Argentina, sagging under foreign debt, gropes for a way out
| Buenos Aires
Argentina and its foreign creditors are growing increasingly frustrated with the country's foreign debt situation, in which the developing world's third-largest debtor has been digging itself deeper and deeper into debt just to make interest payments. While Argentine government officials and foreign bankers emphasize that they are not about to take unilateral action, both sides are saying they cannot indefinitely follow the current strategy.
Treasury Secretary Mario Brodersohn is suggesting that Argentina might have to declare a de facto debt moratorium next year if the country does not have enough money to meet interest payments.
Foreign bankers, for their part, are saying that they may stop lending if the country's economic and debt crisis does not improve. The Bank of Boston, which has major activity in Argentina, decided this week to actually write off $200 million in Latin American loans.
The steps Argentina and the banks are contemplating call for foreign creditors to lend Argentina billions of dollars every year so it can service interest payments on its debt.

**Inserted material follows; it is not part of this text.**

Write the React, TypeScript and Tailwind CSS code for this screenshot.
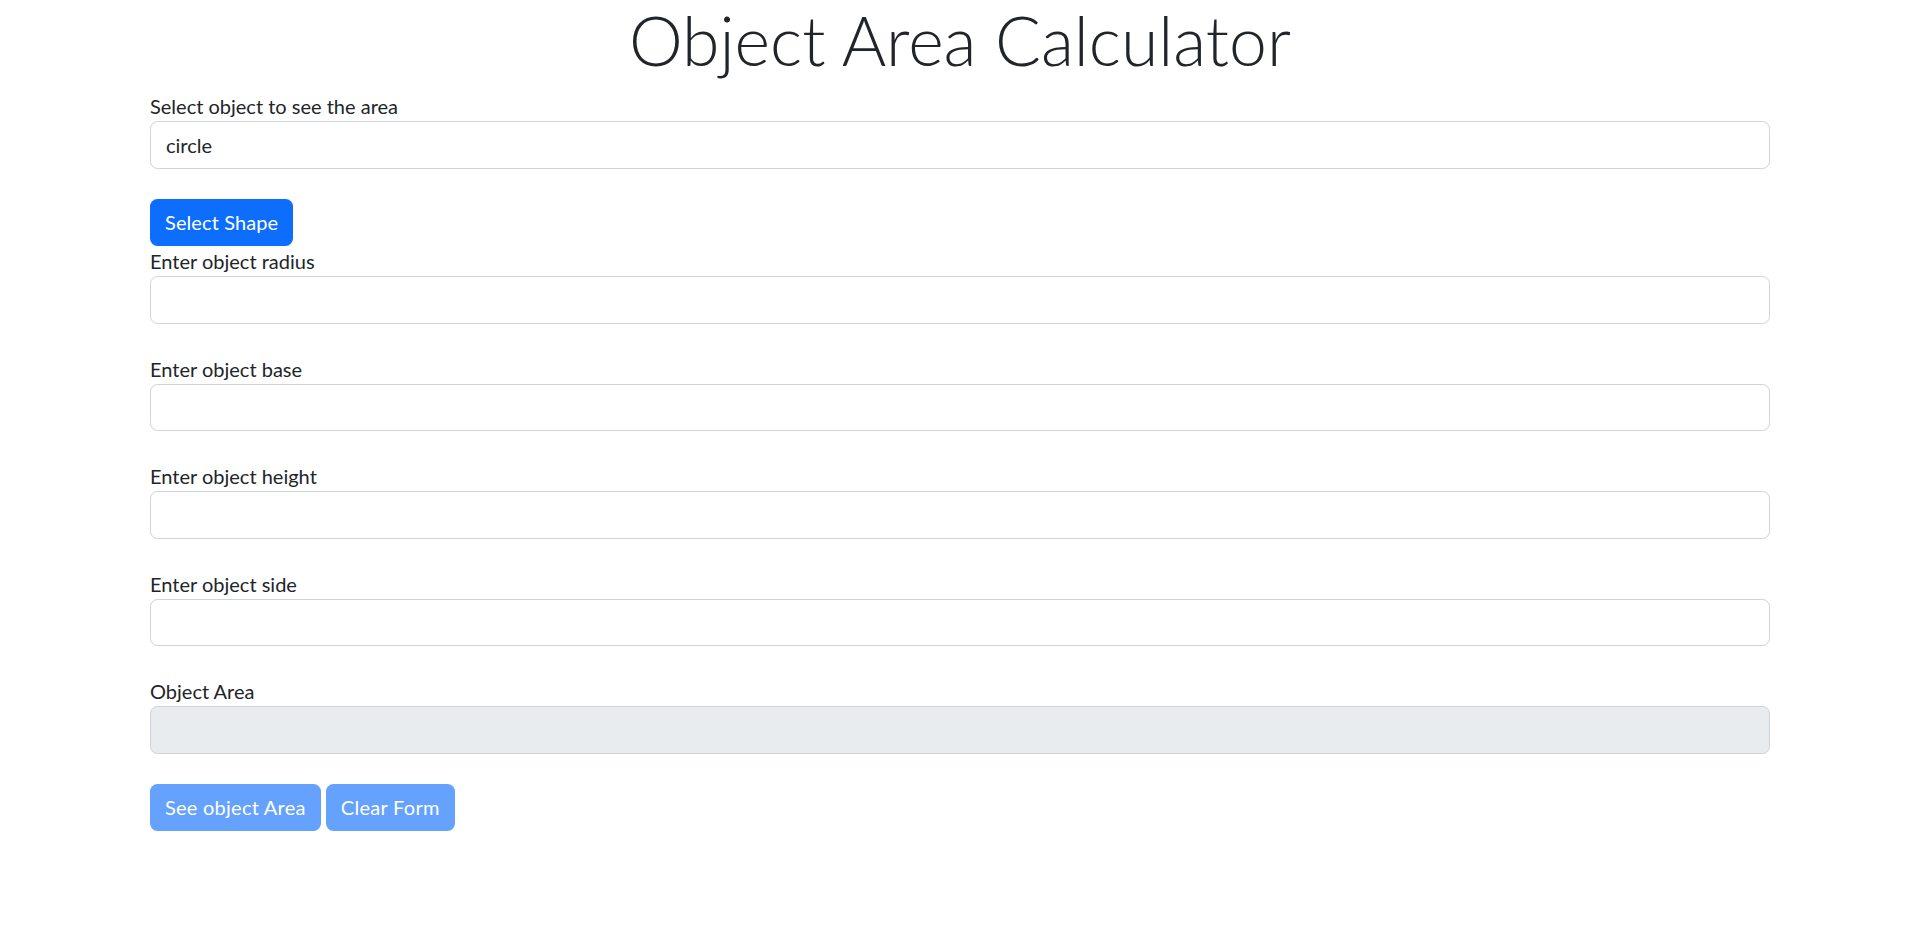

In return, Argentina has promised to meet a number of economic performance targets established by the International Monetary Fund and to deregulate its state-controlled economy.
Both sides have said that this policy would ease Argentina's debt burden while making the changes needed in its economy to promote long-term growth.
Argentina's debt crisis seems worse than before, however.
Its foreign debt has risen from $43 billion to $54 billion over the past four years, and today the country is more dependent on foreign loans than ever before. Among developing countries, only Brazil and Mexico have higher foreign debts.
Bankers complain that Argentina hasn't done enough to deregulate its economy, one of the most state-dominated ones in the noncommunist world.
They - and many Argentines - blame the country's protectionist policies for turning what was the world's sixth-wealthiest country 60 years ago into an underdeveloped nation with an unpayable foreign debt.
They say the protectionist policies have allowed Argentine private industry to become inefficient and uncompetitive and state companies to run huge deficits while providing shoddy service.
Argentina's President, Ra'ul Alfons'in seems to agree. For the past two years, he has sought the privatization of many of the more than 300 state companies, the reduction of high tariffs, the removal of most import barriers, and the elimination of many industrial companies' investment subsidies.
But his attempts to deregulate the economy have been blocked by major business groups and the country's powerful labor federation, the General Confederation of Labor (CGT).
Businessmen fear that deregulation would increase competition, while the CGT worries that privatizing state companies would increase unemployment among its members.
If businessmen and the CGT continue to block needed reforms, bankers say, then they'll probably cut off lending.
``If financing [from foreign banks] keeps going to unproductive sectors, then there's only so much you can do,'' a foreign banker said. ``No bank wants to stop lending. But if Argentina's requests for money are not accompanied by measures making its [financial] needs lessen in the future, then I think the game at some point has to stop.''
The IMF is also known to be unhappy that Argentina is not doing more to reduce the government's role in the economy.
The IMF held up disbursal of a $750 million loan from foreign creditors in October because public-sector deficits and inflation had soared above target levels. United States Treasury Secretary James Baker Jr. reportedly had to pressure the IMF to grant a waiver to release the funds.
Argentina had warned that without the money it could not meet interest payments, Mr. Brodersohn said in an interview. He added that Argentina doesn't want to declare a debt moratorium, as Peru, Ecuador, and Brazil have done in the past two years.
``But we can't forever be increasing our debt to pay interest,'' he said.
As it stands, Argentina will go even further into debt next year. The country will need about $2.5 billion in bank loans in 1988 because its trade surplus is projected to be $2 billion, while interest payments will be $4.5 billion.
Mr. Alfons'in has increasingly said that the IMF and industrialized countries are not doing enough to help debtor nations like his. He has demanded a reduction in interest rates to what he says are their ``historic'' level of 4 percent, calling on the United States to cut its budget deficit to achieve the interest rate drop.
Brodersohn said that agriculture export subsidies by the European Community and the US have cost agriculture-dependent Argentina $7 billion in lost sales.
``We agree that we have to make changes, but so do the industrialized countries,'' he said.